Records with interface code
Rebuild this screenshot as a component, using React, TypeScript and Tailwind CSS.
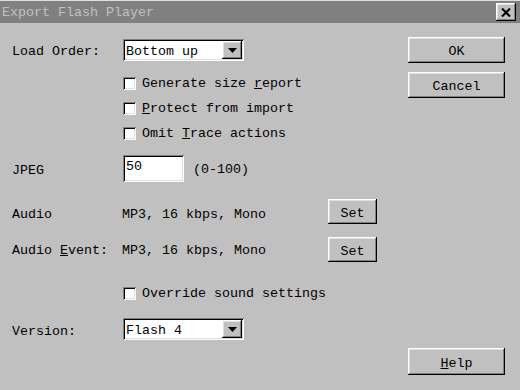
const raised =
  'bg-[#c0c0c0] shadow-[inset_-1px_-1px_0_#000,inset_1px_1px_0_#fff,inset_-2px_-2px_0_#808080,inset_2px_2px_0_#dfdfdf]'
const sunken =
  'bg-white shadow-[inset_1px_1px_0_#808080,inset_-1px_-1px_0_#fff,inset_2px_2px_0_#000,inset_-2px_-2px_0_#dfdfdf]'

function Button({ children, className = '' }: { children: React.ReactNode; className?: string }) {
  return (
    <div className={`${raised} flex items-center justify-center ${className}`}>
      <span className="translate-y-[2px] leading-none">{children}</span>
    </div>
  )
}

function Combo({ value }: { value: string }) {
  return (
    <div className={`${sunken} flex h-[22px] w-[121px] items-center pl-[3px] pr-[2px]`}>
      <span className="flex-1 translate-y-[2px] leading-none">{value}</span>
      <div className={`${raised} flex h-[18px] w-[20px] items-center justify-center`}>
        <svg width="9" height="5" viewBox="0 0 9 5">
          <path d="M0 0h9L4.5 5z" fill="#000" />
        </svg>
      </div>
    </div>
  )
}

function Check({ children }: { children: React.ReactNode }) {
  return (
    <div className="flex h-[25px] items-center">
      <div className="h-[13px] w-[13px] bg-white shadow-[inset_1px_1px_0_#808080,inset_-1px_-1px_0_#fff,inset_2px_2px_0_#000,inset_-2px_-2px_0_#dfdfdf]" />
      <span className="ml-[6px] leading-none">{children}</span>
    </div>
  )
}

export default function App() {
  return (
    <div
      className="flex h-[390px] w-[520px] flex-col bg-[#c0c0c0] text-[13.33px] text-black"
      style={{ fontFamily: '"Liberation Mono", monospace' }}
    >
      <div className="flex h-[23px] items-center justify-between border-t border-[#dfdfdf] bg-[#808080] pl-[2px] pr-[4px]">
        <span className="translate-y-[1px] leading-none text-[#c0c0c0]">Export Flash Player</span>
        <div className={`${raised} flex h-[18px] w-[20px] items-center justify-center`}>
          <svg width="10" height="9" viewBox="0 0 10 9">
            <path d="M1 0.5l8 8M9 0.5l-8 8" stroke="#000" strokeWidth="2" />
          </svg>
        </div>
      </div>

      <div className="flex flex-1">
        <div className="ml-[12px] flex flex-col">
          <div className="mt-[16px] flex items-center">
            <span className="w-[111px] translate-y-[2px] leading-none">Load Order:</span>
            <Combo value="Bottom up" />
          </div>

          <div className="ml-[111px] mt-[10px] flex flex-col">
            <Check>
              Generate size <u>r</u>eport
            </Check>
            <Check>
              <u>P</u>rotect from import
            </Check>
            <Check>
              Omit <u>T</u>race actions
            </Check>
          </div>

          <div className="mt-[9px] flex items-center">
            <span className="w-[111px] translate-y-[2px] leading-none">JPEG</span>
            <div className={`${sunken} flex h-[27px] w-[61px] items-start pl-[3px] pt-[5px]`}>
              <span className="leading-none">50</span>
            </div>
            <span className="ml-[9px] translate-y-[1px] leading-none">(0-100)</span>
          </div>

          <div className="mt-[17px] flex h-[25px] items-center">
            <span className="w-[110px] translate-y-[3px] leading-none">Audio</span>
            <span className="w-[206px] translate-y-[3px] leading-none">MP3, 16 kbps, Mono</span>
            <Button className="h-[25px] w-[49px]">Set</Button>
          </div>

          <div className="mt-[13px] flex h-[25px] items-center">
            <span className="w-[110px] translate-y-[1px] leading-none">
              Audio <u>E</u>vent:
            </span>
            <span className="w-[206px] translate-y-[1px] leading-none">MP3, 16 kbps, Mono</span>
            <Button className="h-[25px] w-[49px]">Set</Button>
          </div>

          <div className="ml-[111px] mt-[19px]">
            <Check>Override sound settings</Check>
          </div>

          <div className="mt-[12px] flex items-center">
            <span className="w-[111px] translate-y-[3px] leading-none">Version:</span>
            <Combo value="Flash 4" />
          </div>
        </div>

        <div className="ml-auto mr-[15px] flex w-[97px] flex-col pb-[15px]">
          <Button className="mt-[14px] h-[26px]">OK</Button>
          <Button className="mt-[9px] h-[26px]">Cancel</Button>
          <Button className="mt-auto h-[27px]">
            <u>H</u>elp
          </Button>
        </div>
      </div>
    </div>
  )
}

* * *

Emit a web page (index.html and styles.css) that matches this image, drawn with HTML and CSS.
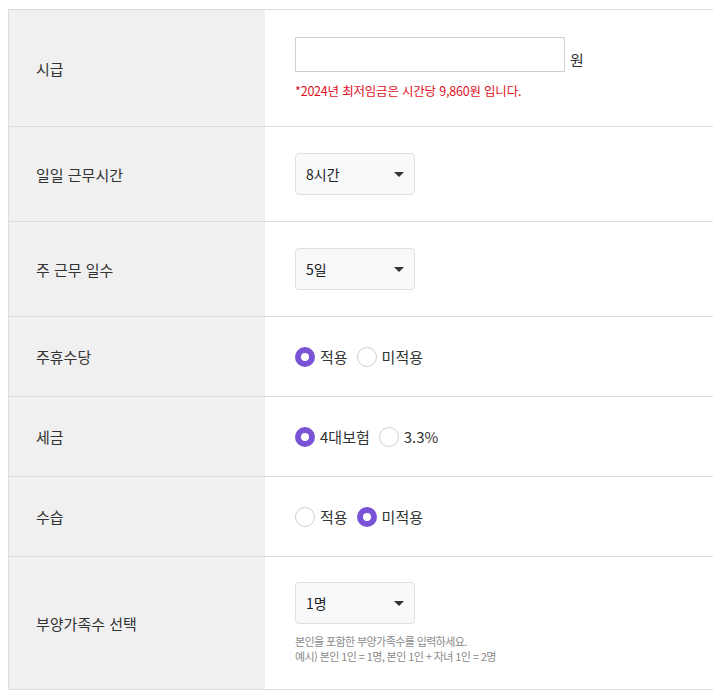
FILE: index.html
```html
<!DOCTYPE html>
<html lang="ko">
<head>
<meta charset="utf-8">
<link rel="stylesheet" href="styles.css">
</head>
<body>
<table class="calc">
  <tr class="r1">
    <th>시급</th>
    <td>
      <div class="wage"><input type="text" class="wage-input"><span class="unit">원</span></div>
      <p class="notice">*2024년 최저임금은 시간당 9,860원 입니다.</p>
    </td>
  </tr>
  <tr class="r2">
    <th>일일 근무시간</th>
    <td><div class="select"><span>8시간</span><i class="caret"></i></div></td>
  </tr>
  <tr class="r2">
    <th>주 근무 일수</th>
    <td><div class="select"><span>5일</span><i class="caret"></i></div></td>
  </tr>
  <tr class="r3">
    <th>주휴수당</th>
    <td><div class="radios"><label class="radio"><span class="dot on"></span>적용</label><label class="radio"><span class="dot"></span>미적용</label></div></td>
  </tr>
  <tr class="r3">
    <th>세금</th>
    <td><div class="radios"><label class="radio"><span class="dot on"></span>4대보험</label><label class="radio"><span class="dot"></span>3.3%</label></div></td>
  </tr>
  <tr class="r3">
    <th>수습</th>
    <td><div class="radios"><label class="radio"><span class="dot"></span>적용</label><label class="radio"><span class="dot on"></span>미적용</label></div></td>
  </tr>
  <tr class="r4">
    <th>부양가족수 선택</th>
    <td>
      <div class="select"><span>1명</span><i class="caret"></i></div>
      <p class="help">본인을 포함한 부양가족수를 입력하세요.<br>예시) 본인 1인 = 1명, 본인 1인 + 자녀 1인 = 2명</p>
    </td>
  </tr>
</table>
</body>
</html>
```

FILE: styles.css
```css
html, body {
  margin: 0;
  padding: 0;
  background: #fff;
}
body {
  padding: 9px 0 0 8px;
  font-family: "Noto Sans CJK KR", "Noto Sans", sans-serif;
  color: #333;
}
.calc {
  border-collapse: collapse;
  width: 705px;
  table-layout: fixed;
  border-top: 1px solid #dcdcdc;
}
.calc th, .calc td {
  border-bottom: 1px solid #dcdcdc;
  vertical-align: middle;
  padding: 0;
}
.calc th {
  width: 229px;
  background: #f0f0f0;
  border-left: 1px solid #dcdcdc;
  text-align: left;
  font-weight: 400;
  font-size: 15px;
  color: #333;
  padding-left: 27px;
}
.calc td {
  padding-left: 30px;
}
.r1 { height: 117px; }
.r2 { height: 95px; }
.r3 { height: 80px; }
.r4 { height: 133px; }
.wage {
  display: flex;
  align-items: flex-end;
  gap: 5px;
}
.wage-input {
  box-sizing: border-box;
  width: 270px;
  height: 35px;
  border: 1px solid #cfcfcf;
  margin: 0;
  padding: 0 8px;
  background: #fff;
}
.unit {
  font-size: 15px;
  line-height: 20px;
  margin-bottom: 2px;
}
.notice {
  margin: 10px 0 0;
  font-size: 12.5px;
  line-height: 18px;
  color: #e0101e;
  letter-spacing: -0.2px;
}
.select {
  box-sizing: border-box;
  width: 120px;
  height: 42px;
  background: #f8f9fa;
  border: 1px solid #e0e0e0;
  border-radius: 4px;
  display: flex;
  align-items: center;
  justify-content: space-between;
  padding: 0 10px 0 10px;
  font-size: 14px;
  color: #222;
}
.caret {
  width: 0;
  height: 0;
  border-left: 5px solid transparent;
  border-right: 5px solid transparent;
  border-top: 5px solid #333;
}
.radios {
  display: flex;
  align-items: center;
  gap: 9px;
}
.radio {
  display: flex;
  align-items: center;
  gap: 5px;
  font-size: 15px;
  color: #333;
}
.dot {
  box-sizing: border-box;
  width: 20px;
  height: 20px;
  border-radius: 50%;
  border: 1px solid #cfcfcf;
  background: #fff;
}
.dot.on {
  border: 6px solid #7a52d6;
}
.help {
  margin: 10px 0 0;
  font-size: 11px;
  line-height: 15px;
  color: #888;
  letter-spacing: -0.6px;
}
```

— Exercise goal —
Gather every line from the listing above in which "styles" appears, and copy those lines.

— Written reply —
Emit a web page (index.html and styles.css) that matches this image, drawn with HTML and CSS.
<link rel="stylesheet" href="styles.css">
FILE: styles.css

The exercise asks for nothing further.